A San Francisco story starring Nurse Vivian

- Kevin Fisher-Paulson’s column appears Wednesdays in Datebook. Email: datebook@sfchronicl­e.com

Five-twelve in the morning, every April 18, the mayor, chief of police, fire chief and sheriff all meet with Emperor Norton at Lotta’s Fountain. Commission­ed by Lotta Crabtree, the cast-iron font, with lion’s head spigots, became a gathering point for survivors of the 1906 San Francisco earthquake and fire. The siren goes off and I always get teary when Willie Brown, resplenden­t in a burgundy cashmere coat, launches into Jeanette MacDonald’s “San Francisco,” and I am a part of a tradition that is at least 94 years old. No, not 112. Not too sure on the history here; they didn’t get the memorial thing going for the first decade or so.

But oddly enough, this is the 100th article that I have submitted in a row. I’ll never attain the longevity of Herb Caen, the Cal Ripken of journalism, but still, for me, it’s a thing: roughly 75,000 words of wisdom, or lack thereof.

In comic books, the hundred-issue mark is big. For the 100th Justice League, they teamed up for the very first time with the Seven Soldiers of Victory as well as the Justice Society of America. In the 100th X-Men, Marvel Girl was killed off for the very first time. And Peter Parker grew six arms for Spider-Man No. 100.

But a hundred articles is, well, a hundred. You’d think that I’d have some perspectiv­e by now. You’d think I’d know what this column is about.

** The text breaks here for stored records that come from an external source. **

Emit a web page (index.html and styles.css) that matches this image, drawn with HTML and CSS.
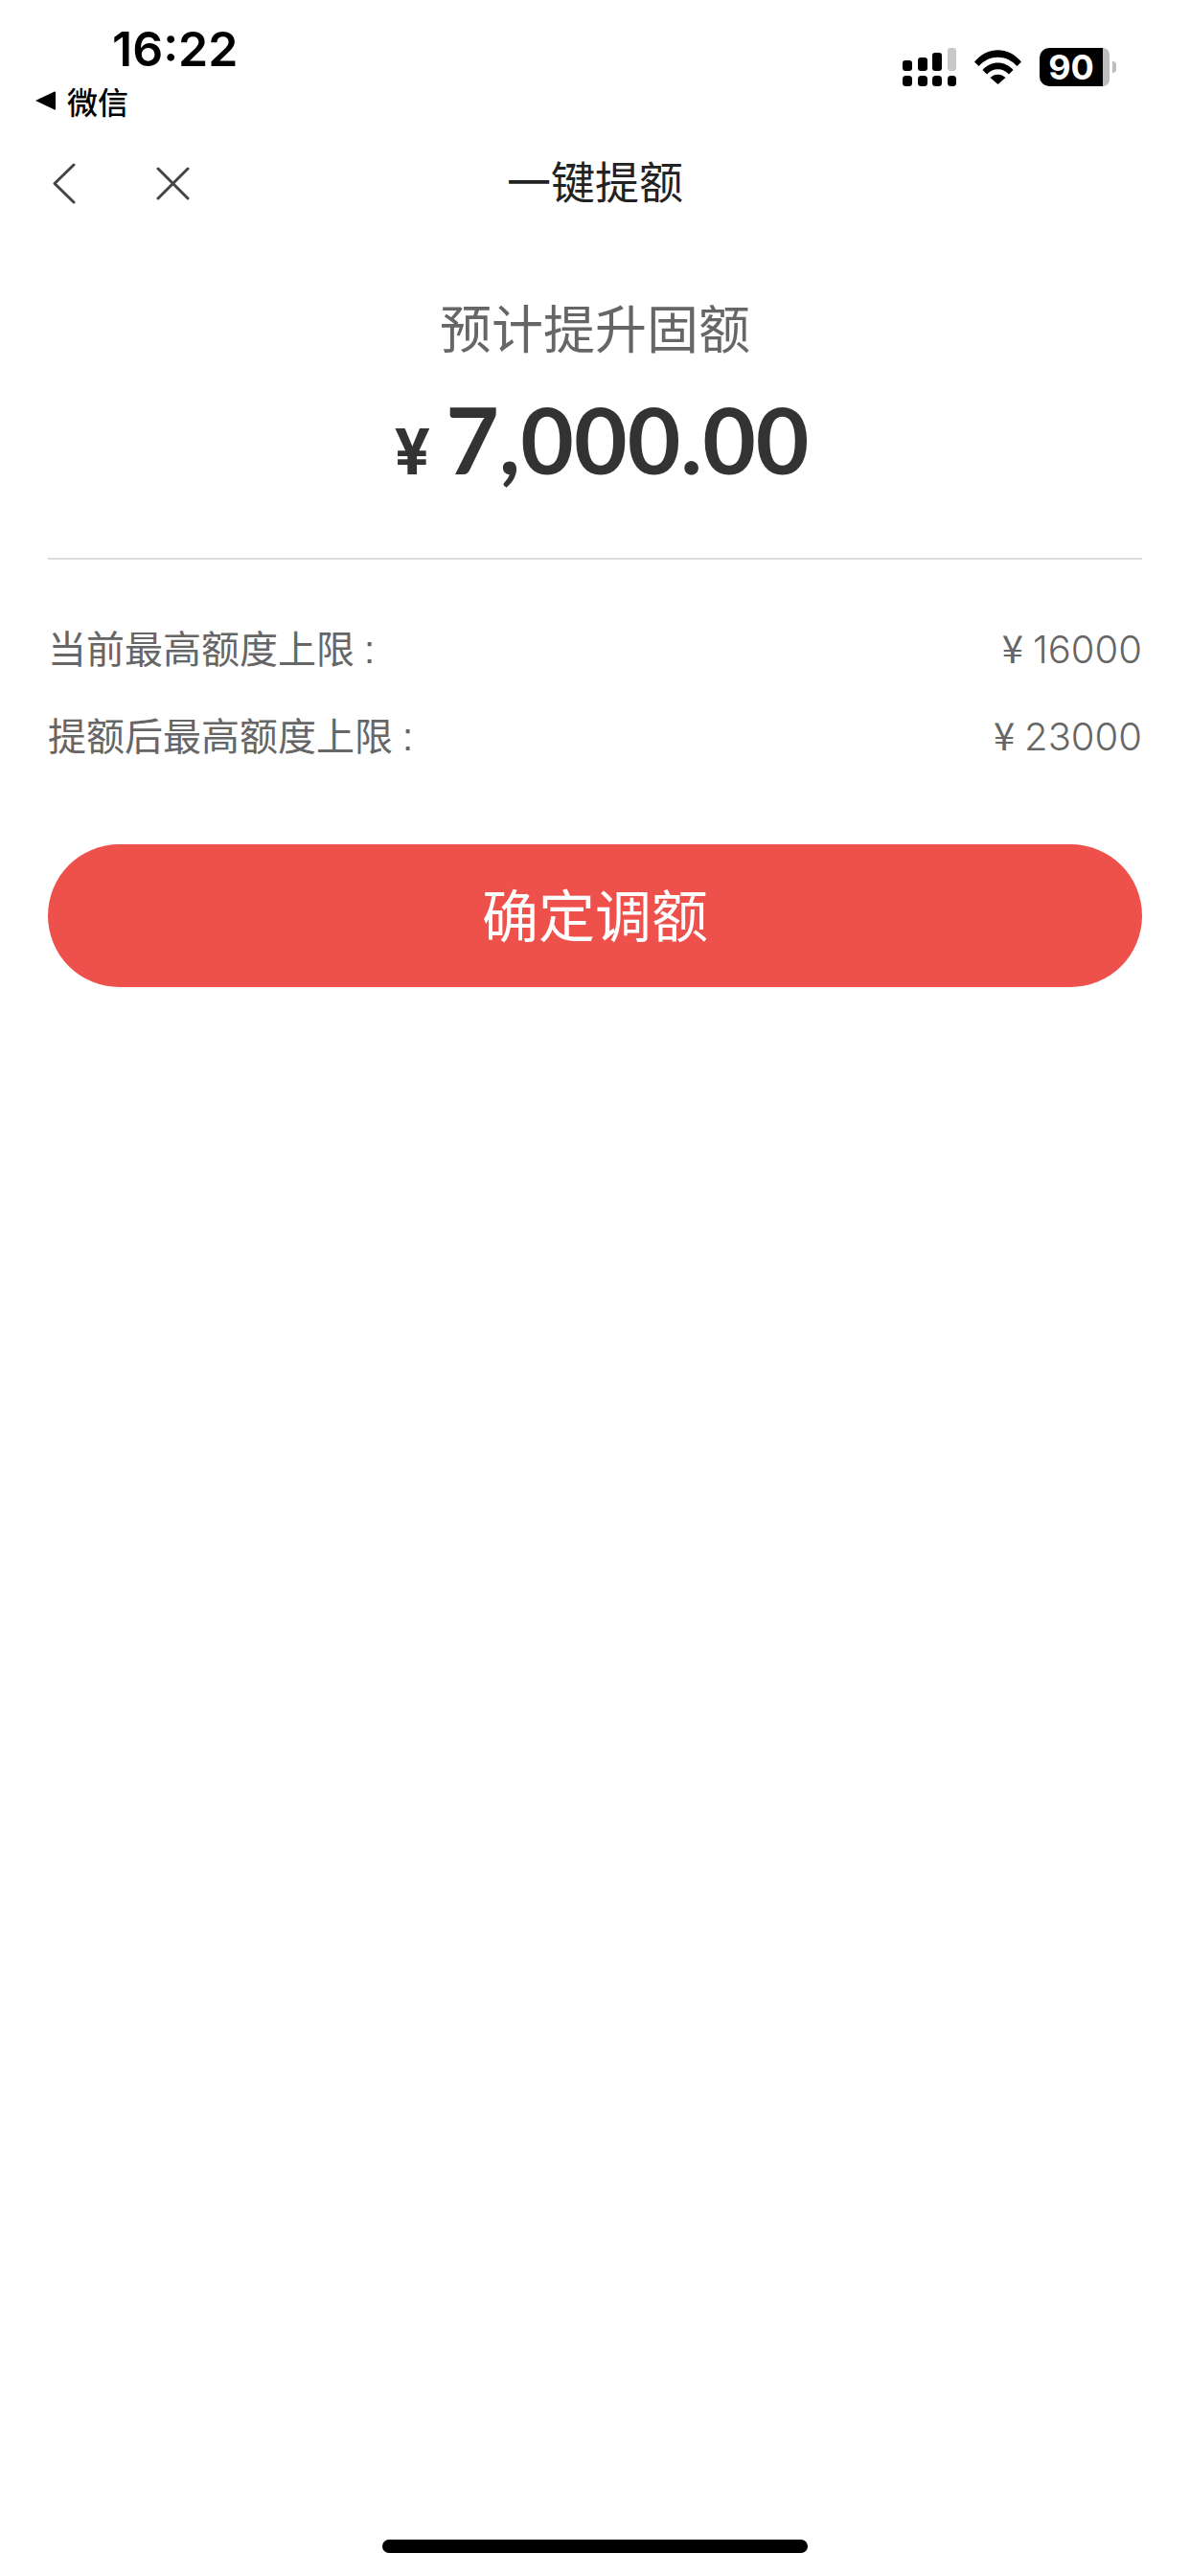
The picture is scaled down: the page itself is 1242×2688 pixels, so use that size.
FILE: index.html
```html
<!DOCTYPE html>
<html lang="zh-CN">
<head>
    <meta charset="UTF-8">
    <meta name="viewport" content="width=device-width, initial-scale=1.0">
    <title>一键提额</title>
    <link rel="stylesheet" href="styles.css">
</head>
<body>
    <div class="page">
        <div class="status_bar">
            <div class="status_left">
                <div class="time">16:22</div>
                <div class="back_app">
                    <svg class="back_tri" width="21" height="20" viewBox="0 0 21 20"><path d="M0 10 L20 0.5 Q21 0 21 1.5 L21 18.5 Q21 20 20 19.5 Z" fill="#000"/></svg>
                    <span>微信</span>
                </div>
            </div>
            <div class="status_right">
                <svg width="56" height="40" viewBox="0 0 56 40">
                    <rect x="0" y="13" width="10" height="11" rx="3" fill="#000"/>
                    <rect x="16" y="10" width="10" height="14" rx="3" fill="#000"/>
                    <rect x="31" y="5" width="10" height="19" rx="3" fill="#000"/>
                    <rect x="47" y="0" width="9" height="24" rx="3" fill="#c8c8c8"/>
                    <rect x="0" y="29" width="10" height="11" rx="3.5" fill="#000"/>
                    <rect x="16" y="29" width="10" height="11" rx="3.5" fill="#000"/>
                    <rect x="31" y="29" width="10" height="11" rx="3.5" fill="#000"/>
                    <rect x="47" y="29" width="9" height="11" rx="3.5" fill="#000"/>
                </svg>
                <svg width="49" height="36" viewBox="0 0 49 36">
                    <path d="M0 12.5 C13.500 -4 35.500 -4 49 12.500 L44.500 17 C33.500 4.500 15.500 4.500 4.500 17 Z" fill="#000"/>
                    <path d="M8.500 21 C17 11 32 11 40.500 21 L36 25.500 C29.500 18.500 19.500 18.500 13 25.500 Z" fill="#000"/>
                    <path d="M16.500 29 C21 24.500 28 24.500 32.500 29 L24.500 36 Z" fill="#000"/>
                </svg>
                <div class="battery">
                    <div class="battery_body">90</div>
                    <div class="battery_rest"></div>
                    <div class="battery_tip"></div>
                </div>
            </div>
        </div>

        <div class="nav_bar">
            <div class="nav_icons">
                <svg width="24" height="43" viewBox="0 0 24 43"><path d="M22 2 L2 21.500 L22 41" fill="none" stroke="#444" stroke-width="3" stroke-linecap="round" stroke-linejoin="round"/></svg>
                <svg width="35" height="35" viewBox="0 0 35 35"><path d="M2 2 L33 33 M33 2 L2 33" fill="none" stroke="#444" stroke-width="3" stroke-linecap="round"/></svg>
            </div>
            <div class="nav_title">一键提额</div>
        </div>

        <div class="summary">
            <div class="summary_label">预计提升固额</div>
            <div class="summary_amount"><span class="yen">¥</span>7,000.00</div>
        </div>

        <div class="limits">
            <div class="limit_row">
                <span class="limit_name">当前最高额度上限<span class="colon">:</span></span>
                <span class="limit_value"><span class="limit_yen">¥</span>16000</span>
            </div>
            <div class="limit_row">
                <span class="limit_name">提额后最高额度上限<span class="colon">:</span></span>
                <span class="limit_value"><span class="limit_yen">¥</span>23000</span>
            </div>
        </div>

        <button class="confirm_btn">确定调额</button>

        <div class="home_bar"></div>
    </div>
</body>
</html>
```

FILE: styles.css
```css
* {
    box-sizing: border-box;
}
body {
    margin: 0;
    background: #fff;
    font-family: "Liberation Sans", "Noto Sans CJK SC", sans-serif;
}
.page {
    display: flex;
    flex-direction: column;
    height: 2688px;
    padding: 0 50px;
}

/* status bar */
.status_bar {
    display: flex;
    justify-content: space-between;
    height: 140px;
    margin: 0 -50px;
    padding: 0 77px 0 37px;
}
.time {
    font-family: Inter, sans-serif;
    font-size: 50px;
    font-weight: 600;
    line-height: 60px;
    margin: 21px 0 0 80px;
    color: #000;
}
.back_app {
    display: flex;
    align-items: center;
    gap: 12px;
    height: 40px;
    margin-top: 4px;
    font-family: "Noto Sans CJK SC", sans-serif;
    font-size: 32px;
    font-weight: 500;
    color: #000;
}
.status_right {
    display: flex;
    align-items: flex-start;
    gap: 19px;
    padding-top: 50px;
}
.status_right svg:nth-child(2) {
    margin-top: 2px;
}
.battery {
    display: flex;
    align-items: center;
    height: 40px;
}
.battery_body {
    width: 66px;
    height: 40px;
    background: #000;
    border-radius: 10px 0 0 10px;
    color: #fff;
    font-family: Inter, sans-serif;
    font-size: 36px;
    font-weight: 700;
    line-height: 40px;
    text-align: center;
}
.battery_rest {
    width: 7px;
    height: 40px;
    background: #bdbdbd;
    border-radius: 0 8px 8px 0;
}
.battery_tip {
    width: 4px;
    height: 12px;
    margin-left: 3px;
    background: #bdbdbd;
    border-radius: 0 6px 6px 0;
}

/* nav */
.nav_bar {
    position: relative;
    display: flex;
    align-items: center;
    justify-content: center;
    height: 100px;
    padding-bottom: 6px;
}
.nav_icons {
    position: absolute;
    left: 5px;
    top: 30px;
    display: flex;
    align-items: center;
    gap: 84px;
}
.nav_title {
    font-family: "Noto Sans CJK SC", sans-serif;
    font-size: 46px;
    font-weight: 400;
    color: #222;
}

/* amount */
.summary {
    height: 344px;
    padding-top: 65px;
    border-bottom: 2px solid #ddd;
    text-align: center;
}
.summary_label {
    font-family: "Noto Sans CJK SC", sans-serif;
    font-size: 54px;
    font-weight: 400;
    line-height: 72px;
    color: #666;
}
.summary_amount {
    margin-top: 26px;
    padding-left: 14px;
    font-family: Lato, sans-serif;
    font-size: 96px;
    font-weight: 700;
    line-height: 110px;
    color: #333;
}
.yen {
    margin-right: 16px;
    font-family: Inter, sans-serif;
    font-size: 66px;
    font-weight: 700;
}

/* limits */
.limits {
    display: flex;
    flex-direction: column;
    gap: 33px;
    padding-top: 62px;
}
.limit_row {
    display: flex;
    justify-content: space-between;
    align-items: center;
    height: 58px;
    color: #666;
}
.limit_name {
    font-family: "Noto Sans CJK SC", sans-serif;
    font-size: 40px;
    font-weight: 400;
}
.colon {
    margin-left: 10px;
    font-family: "Liberation Sans", sans-serif;
}
.limit_value {
    font-family: Inter, sans-serif;
    font-size: 40px;
    font-weight: 300;
}
.limit_yen {
    margin-right: 10px;
    font-family: "Noto Sans CJK SC", sans-serif;
    font-weight: 400;
}

/* button */
.confirm_btn {
    display: block;
    width: 100%;
    height: 149px;
    margin-top: 86px;
    padding-bottom: 8px;
    border: 0;
    border-radius: 75px;
    background: #ee514b;
    color: #fff;
    font-family: "Noto Sans CJK SC", sans-serif;
    font-size: 59px;
    font-weight: 400;
}

.home_bar {
    width: 444px;
    height: 14px;
    margin: auto auto 24px;
    background: #000;
    border-radius: 7px;
}
```
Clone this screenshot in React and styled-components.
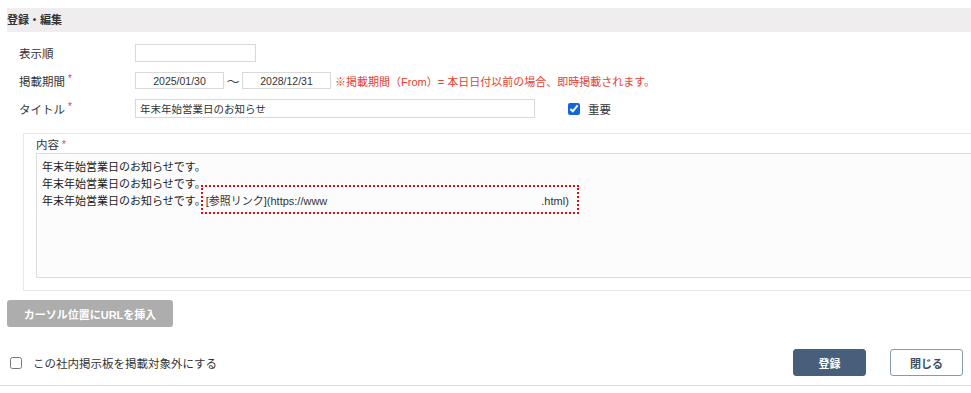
import React from "react"
import styled, { createGlobalStyle } from "styled-components";

const GlobalStyle = createGlobalStyle`
  html, body {
    margin: 0;
    padding: 0;
    background: #fff;
    overflow: hidden;
  }
  body {
    font-family: "Liberation Sans", "Noto Sans CJK JP", sans-serif;
    color: #333;
    font-size: 11px;
  }
`

const Page = styled.div`
  width: 971px;
  padding: 8px 0 0 7px;
  box-sizing: border-box;
  overflow: hidden;
`

const SectionHeader = styled.div`
  height: 24px;
  line-height: 24px;
  background: #efeded;
  font-weight: bold;
  font-size: 11px;
  color: #333;
`

const FormGrid = styled.div`
  display: grid;
  grid-template-columns: 116px 1fr;
  row-gap: 9px;
  align-items: center;
  margin-top: 12px;
  padding-left: 12px;
`

const Label = styled.div`
  font-size: 11.5px;
  color: #333;
`

const Required = styled.span`
  color: #e53e30;
  margin-left: 3px;
  font-size: 10px;
  vertical-align: top;
`

const Field = styled.div`
  display: flex;
  align-items: center;
`

const TextInput = styled.input`
  box-sizing: border-box;
  width: ${p => p.$w}px;
  height: ${p => p.$h || 18}px;
  border: 1px solid #d9d9d9;
  padding: 0 4px;
  font-family: "Liberation Sans", "Noto Sans CJK JP", sans-serif;
  font-size: 10.5px;
  color: #333;
  text-align: ${p => (p.$center ? "center" : "left")};
  outline: none;
  background: #fff;
`

const Tilde = styled.span`
  width: 18px;
  text-align: center;
  font-size: 13px;
  color: #444;
`

const Note = styled.span`
  margin-left: 4px;
  color: #e53e30;
  font-size: 11px;
`

const CheckLabel = styled.label`
  display: flex;
  align-items: center;
  margin-left: ${p => p.$ml || 0}px;
  font-size: 11.5px;
  color: #333;
  gap: ${p => p.$gap || 8}px;
`

const Check = styled.input`
  width: 12px;
  height: 12px;
  margin: 0;
  accent-color: #1267d6;
`

const ContentBox = styled.div`
  margin: 15px 0 0 16px;
  width: 1000px;
  border: 1px solid #e8e8e8;
  padding: 3px 0 12px 12px;
`

const ContentLabel = styled.div`
  height: 16px;
  line-height: 16px;
  font-size: 11.5px;
`

const Editor = styled.div`
  box-sizing: border-box;
  height: 125px;
  border: 1px solid #dcdcdc;
  background: #fcfcfc;
  padding: 5px 5px;
  font-size: 11px;
  line-height: 17px;
  color: #222;
`

const LinkText = styled.span`
  position: relative;
  color: #333;

  &::after {
    content: "";
    position: absolute;
    left: -5px;
    right: -10px;
    top: -10px;
    bottom: -7px;
    border: 2px dotted #d90f0f;
  }
`

const LinkGap = styled.span`
  display: inline-block;
  width: 214px;
`

const InsertButton = styled.button`
  display: block;
  margin-top: 9px;
  width: 166px;
  height: 27px;
  border: none;
  border-radius: 3px;
  background: #adadad;
  color: #fff;
  font-family: "Liberation Sans", "Noto Sans CJK JP", sans-serif;
  font-size: 11px;
  font-weight: bold;
`

const Footer = styled.div`
  display: flex;
  align-items: center;
  justify-content: space-between;
  margin: 22px 0 0 -7px;
  padding: 0 8px 9px 10px;
  border-bottom: 1px solid #dcdcdc;
`

const Actions = styled.div`
  display: flex;
  gap: 24px;
`

const ActionButton = styled.button`
  width: 73px;
  height: 27px;
  border-radius: 3px;
  border: 1px solid ${p => (p.$primary ? "#475f7b" : "#8799ae")};
  background: ${p => (p.$primary ? "#475f7b" : "#fff")};
  color: ${p => (p.$primary ? "#fff" : "#3e4c5e")};
  font-family: "Liberation Sans", "Noto Sans CJK JP", sans-serif;
  font-size: 11px;
  font-weight: bold;
`

const App = () => {
  return (
    <Page>
      <GlobalStyle />
      <SectionHeader>登録・編集</SectionHeader>

      <FormGrid>
        <Label>表示順</Label>
        <Field>
          <TextInput $w={121} defaultValue="" />
        </Field>

        <Label>掲載期間<Required>*</Required></Label>
        <Field>
          <TextInput $w={89} $h={17} $center defaultValue="2025/01/30" />
          <Tilde>〜</Tilde>
          <TextInput $w={89} $h={17} $center defaultValue="2028/12/31" />
          <Note>※掲載期間（From）= 本日日付以前の場合、即時掲載されます。</Note>
        </Field>

        <Label>タイトル<Required>*</Required></Label>
        <Field>
          <TextInput $w={400} $h={19} defaultValue="年末年始営業日のお知らせ" />
          <CheckLabel $ml={33} $gap={8}>
            <Check type="checkbox" defaultChecked />
            重要
          </CheckLabel>
        </Field>
      </FormGrid>

      <ContentBox>
        <ContentLabel>内容<Required>*</Required></ContentLabel>
        <Editor>
          <div>年末年始営業日のお知らせです。</div>
          <div>年末年始営業日のお知らせです。</div>
          <div>
            年末年始営業日のお知らせです。
            <LinkText>[参照リンク](https://www<LinkGap />.html)</LinkText>
          </div>
        </Editor>
      </ContentBox>

      <InsertButton>カーソル位置にURLを挿入</InsertButton>

      <Footer>
        <CheckLabel $gap={11}>
          <Check type="checkbox" />
          この社内掲示板を掲載対象外にする
        </CheckLabel>
        <Actions>
          <ActionButton $primary>登録</ActionButton>
          <ActionButton>閉じる</ActionButton>
        </Actions>
      </Footer>
    </Page>
  );
};

export default App
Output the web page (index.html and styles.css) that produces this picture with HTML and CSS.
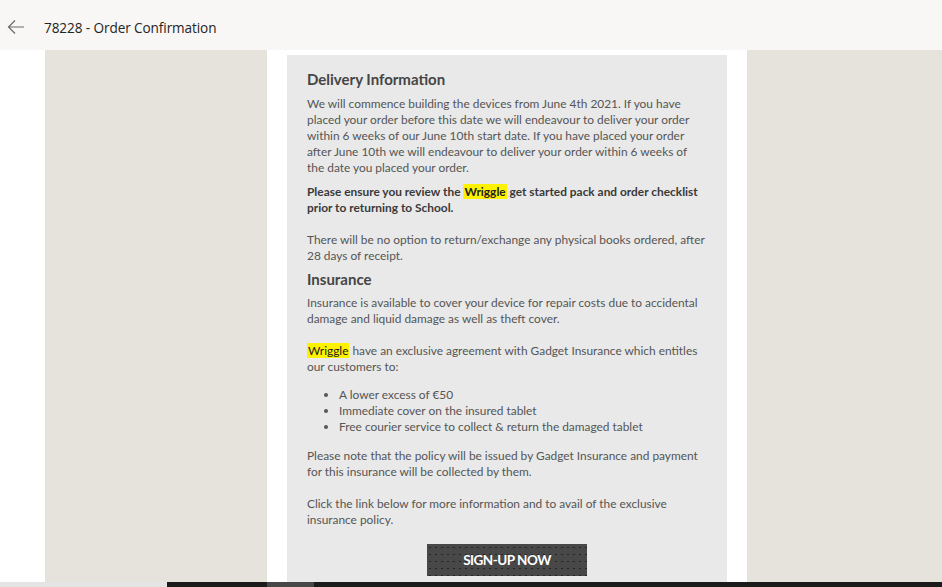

I know what it’s not about. It’s not about sports, although I have written about soccer, wet socks and kicking that ball into the moonlight. It’s not about fine dining, as we have difficulty making the transition from Bravo’s Pizza to Le P’tit Laurent. Now, I like Le P’tit Laurent, despite the fact that the waiter doesn’t speak French, but the Fisher-Paulsons aren’t high-class. No, we’re really at home in Bravo’s, where even the salad is fattening. It helps that Laike, the guy who tosses the pizza, is a child psychologi­st in his spare time, so he feeds the boys half pepperoni/half cheese and shrinks their brains at the same time. His father, the owner, claims Laike is the most educated pizza maker on Mission Street.

This column is not about theater, although one Hollywood agent did try to pitch the column as a movie, but we couldn’t agree on whether “The Fisher Paulsons” would be light comedy, film noir or just plain horror.

This column is not about the outer, outer, outer, outer, outer Excelsior, which some of my readers consider as imaginary as Oz, but in fact is as sure as Kansas.

This column is not about the perfect family. More often than not, it’s about the imperfect family, four humans with edges and an ever-changing roster of rescue dogs, all of whom have been known to eat doughnuts for dinner.

Some weeks this column is about adoption, some weeks about gay life (not lifestyle — Brian and I are too old to have a lifestyle), some weeks about law enforcemen­t, modern dance and 33 years of marriage. Some weeks it’s about learning challenges and mental illness, and some weeks it’s just having fun.

I try not to think about what the column is about until the day I write it, which is why it reflects whatever crisis occurs on Friday afternoon, whether that be Aidan flushing magnets down the toilet or Zane discoverin­g his first pubic hair.

Somewhere along the line, I find myself quoting my mother, Nurse Vivian, and I realize that deep down, this is what the column is about: an Irish woman from a small town, working swing watch as a nurse, getting up at 4 in the morning to sew a tuxedo for her son’s kindergart­en pageant. I have become Nurse Vivian. I’m like her in that I married the man I loved and we got a mortgage for a bungalow that we’ll never pay off, and children whom we love even when they throw rocks through windows and a crippled dog and a dog who needs OCD medication.

And I realize that this love story, the deputy and the dance-hall boy, could only happen in “San Francisco. Open your Golden Gate/ you’ll let no stranger wait outside your door,” because there are no strangers here. In San Francisco, we’re all neighbors, and we all get up an hour before dawn and dress up as either Lillian Coit or a deputy sheriff to sing show tunes in the biggest small town in the world.

This is the 100th article that I have submitted in a row. I’ll never attain the longevity of Herb Caen, the Cal Ripken of journalism, but still, for me, it’s a thing.